Search the records that follow and extract every line containing the string "components".

━━━━━ DATA EXCERPTS

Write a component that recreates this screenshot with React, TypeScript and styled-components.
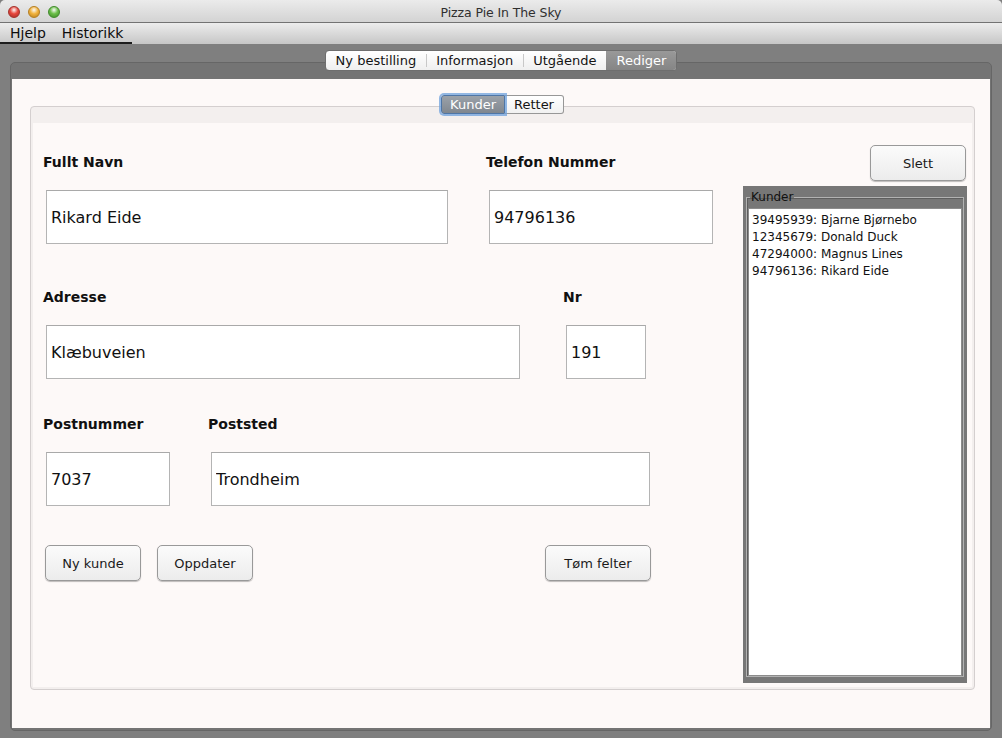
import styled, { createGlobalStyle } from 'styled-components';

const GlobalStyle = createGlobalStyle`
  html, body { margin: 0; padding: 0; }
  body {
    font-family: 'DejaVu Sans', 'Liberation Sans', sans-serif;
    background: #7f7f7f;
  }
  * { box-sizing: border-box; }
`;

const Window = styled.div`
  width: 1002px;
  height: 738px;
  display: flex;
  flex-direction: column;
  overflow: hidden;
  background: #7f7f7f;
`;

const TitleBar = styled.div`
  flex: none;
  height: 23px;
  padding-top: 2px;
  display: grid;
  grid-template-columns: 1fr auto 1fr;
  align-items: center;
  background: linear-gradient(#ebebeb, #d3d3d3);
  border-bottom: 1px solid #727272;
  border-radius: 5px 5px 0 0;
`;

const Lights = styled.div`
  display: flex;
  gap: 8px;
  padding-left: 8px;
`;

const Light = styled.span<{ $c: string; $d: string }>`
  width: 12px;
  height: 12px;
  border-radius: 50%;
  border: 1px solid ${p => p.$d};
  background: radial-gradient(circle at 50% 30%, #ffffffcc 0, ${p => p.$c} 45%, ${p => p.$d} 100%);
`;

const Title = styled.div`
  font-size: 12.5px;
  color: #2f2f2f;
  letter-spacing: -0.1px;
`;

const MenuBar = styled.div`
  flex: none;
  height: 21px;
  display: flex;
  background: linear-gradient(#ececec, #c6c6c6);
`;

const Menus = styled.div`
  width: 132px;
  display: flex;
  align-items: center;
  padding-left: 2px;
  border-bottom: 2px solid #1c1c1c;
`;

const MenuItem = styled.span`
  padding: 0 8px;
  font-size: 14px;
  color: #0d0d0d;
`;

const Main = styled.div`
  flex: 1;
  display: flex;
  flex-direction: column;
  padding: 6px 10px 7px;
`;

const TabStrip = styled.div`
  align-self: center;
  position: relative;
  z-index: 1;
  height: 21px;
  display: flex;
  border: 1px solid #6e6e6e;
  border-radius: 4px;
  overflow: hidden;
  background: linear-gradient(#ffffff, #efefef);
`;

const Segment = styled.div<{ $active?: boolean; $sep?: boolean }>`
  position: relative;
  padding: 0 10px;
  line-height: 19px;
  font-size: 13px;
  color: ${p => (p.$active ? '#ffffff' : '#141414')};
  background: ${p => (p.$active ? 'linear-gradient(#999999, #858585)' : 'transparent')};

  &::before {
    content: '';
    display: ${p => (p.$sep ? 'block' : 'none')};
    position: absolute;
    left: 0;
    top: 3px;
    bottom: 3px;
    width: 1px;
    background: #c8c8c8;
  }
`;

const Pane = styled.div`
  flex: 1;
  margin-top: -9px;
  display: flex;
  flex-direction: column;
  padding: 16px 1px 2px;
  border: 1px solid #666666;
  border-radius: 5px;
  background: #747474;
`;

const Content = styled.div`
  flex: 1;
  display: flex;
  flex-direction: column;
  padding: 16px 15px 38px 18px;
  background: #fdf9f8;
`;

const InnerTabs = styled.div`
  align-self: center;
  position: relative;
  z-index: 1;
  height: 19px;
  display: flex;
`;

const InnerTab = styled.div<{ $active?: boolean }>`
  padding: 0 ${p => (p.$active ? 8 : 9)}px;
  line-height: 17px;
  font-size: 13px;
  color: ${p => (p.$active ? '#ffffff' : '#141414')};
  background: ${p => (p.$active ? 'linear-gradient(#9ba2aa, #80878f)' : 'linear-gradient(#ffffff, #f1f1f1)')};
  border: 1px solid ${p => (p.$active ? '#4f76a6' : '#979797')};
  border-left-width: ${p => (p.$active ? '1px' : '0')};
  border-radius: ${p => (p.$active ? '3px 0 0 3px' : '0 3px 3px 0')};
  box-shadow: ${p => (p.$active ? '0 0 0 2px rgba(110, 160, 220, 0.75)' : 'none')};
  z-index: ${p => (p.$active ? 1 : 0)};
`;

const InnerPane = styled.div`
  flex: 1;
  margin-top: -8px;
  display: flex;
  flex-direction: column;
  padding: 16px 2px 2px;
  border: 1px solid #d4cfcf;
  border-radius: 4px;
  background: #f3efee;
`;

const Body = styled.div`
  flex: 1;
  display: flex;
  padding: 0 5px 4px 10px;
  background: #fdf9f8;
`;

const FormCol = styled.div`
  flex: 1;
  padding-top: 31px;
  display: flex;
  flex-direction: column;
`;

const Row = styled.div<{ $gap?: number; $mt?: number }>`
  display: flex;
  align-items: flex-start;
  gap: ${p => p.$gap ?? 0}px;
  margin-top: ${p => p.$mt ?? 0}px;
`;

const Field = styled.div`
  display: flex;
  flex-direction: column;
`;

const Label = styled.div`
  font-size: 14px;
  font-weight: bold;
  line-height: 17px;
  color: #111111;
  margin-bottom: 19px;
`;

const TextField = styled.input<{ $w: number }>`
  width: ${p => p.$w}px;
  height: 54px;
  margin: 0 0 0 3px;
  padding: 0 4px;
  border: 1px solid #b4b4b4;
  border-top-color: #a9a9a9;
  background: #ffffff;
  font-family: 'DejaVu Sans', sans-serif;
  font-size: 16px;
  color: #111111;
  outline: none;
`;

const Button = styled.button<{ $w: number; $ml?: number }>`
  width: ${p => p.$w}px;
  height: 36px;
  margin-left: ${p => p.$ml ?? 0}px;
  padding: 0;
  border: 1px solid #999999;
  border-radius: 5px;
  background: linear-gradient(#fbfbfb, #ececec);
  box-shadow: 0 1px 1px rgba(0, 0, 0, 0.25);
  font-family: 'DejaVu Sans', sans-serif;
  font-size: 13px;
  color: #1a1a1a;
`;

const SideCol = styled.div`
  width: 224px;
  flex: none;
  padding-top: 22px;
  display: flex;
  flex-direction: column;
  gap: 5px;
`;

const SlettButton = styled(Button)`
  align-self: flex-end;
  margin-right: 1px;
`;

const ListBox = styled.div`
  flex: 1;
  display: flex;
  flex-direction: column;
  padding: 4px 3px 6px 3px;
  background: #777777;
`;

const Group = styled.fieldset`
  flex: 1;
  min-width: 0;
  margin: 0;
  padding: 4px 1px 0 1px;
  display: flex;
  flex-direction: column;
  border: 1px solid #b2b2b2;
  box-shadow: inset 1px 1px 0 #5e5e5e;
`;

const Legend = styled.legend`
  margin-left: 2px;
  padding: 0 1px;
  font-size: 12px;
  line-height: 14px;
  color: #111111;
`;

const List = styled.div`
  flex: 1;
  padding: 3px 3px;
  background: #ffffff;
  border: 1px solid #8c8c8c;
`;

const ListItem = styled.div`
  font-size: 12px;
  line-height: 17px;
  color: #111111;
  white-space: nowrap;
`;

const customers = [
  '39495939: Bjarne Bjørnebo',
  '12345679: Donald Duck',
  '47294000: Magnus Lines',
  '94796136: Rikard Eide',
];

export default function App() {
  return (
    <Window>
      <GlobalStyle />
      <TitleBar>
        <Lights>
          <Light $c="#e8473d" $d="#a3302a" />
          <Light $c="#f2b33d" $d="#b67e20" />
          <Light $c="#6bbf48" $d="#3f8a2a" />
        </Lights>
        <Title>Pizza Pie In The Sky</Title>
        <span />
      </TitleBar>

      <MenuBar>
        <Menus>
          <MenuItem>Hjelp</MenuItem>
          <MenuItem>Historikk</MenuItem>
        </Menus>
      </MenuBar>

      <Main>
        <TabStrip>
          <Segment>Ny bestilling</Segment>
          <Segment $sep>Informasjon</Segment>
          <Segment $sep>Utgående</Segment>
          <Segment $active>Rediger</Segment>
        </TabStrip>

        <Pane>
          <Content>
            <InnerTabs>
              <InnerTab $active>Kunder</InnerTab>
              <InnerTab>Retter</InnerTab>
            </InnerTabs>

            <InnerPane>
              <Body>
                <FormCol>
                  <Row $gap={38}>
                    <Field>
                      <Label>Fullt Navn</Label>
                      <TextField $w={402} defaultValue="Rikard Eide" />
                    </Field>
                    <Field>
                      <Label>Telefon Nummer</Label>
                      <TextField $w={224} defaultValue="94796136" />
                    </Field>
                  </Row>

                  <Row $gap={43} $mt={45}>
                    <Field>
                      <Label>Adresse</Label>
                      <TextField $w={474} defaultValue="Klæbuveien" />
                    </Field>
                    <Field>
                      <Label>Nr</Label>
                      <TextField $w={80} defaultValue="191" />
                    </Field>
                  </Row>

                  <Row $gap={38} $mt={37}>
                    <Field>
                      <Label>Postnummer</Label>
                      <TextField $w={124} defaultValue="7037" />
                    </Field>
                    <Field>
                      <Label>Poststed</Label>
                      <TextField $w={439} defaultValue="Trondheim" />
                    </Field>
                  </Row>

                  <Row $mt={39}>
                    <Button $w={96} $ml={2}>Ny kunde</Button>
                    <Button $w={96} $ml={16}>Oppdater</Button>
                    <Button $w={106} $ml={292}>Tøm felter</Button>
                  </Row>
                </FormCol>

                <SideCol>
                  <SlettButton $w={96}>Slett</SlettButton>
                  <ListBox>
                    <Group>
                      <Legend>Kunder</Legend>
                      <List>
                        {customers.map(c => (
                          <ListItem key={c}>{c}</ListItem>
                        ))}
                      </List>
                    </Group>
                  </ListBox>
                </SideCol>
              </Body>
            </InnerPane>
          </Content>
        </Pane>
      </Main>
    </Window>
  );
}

━━━━━━━━━━
━━━━━ DATA EXCERPTS

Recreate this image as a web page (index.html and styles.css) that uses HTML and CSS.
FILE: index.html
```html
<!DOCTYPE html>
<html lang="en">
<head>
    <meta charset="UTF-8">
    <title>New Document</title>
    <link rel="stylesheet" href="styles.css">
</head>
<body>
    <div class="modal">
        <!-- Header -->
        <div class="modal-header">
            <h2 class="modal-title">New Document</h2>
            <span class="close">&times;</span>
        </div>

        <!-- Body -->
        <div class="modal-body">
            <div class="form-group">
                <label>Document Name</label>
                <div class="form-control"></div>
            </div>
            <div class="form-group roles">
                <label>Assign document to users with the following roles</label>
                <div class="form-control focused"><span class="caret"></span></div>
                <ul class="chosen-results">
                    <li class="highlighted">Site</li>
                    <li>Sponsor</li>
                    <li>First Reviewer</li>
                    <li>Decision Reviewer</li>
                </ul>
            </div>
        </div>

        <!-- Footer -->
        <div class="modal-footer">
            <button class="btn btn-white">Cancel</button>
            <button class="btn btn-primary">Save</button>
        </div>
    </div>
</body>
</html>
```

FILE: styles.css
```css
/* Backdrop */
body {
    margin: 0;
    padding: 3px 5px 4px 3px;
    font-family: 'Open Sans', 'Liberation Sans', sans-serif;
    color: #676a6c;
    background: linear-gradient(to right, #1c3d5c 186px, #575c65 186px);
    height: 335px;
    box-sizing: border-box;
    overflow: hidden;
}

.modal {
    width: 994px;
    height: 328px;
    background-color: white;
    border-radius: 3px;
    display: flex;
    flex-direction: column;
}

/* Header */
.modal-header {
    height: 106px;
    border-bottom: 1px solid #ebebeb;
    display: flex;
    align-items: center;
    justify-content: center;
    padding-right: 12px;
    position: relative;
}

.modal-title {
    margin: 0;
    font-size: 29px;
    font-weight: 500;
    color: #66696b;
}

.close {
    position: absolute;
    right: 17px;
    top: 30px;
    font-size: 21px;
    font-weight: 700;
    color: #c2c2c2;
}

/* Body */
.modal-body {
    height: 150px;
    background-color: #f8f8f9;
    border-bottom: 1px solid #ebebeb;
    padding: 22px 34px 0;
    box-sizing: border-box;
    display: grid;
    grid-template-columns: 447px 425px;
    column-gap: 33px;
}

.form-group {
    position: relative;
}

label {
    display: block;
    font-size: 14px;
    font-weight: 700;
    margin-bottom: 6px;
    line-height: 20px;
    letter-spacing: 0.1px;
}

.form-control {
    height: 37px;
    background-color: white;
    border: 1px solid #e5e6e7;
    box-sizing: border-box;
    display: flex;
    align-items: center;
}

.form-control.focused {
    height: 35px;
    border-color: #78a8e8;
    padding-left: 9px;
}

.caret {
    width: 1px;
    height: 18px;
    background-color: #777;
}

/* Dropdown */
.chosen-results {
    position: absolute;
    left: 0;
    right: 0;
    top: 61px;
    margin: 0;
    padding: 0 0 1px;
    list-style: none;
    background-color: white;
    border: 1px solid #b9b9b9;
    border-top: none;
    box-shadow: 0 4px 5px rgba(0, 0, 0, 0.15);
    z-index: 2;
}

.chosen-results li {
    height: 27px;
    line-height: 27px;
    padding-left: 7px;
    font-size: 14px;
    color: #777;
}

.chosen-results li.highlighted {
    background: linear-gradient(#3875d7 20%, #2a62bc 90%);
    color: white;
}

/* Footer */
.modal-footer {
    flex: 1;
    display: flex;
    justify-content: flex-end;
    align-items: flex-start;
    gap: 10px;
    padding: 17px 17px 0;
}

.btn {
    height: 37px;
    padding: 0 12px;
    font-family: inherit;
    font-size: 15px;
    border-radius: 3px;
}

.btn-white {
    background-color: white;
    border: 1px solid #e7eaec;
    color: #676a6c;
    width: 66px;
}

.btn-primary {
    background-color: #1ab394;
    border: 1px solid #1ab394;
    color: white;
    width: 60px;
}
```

━━━━━━━━━━

■ REPLY:
Write a component that recreates this screenshot with React, TypeScript and styled-components.
import styled, { createGlobalStyle } from 'styled-components';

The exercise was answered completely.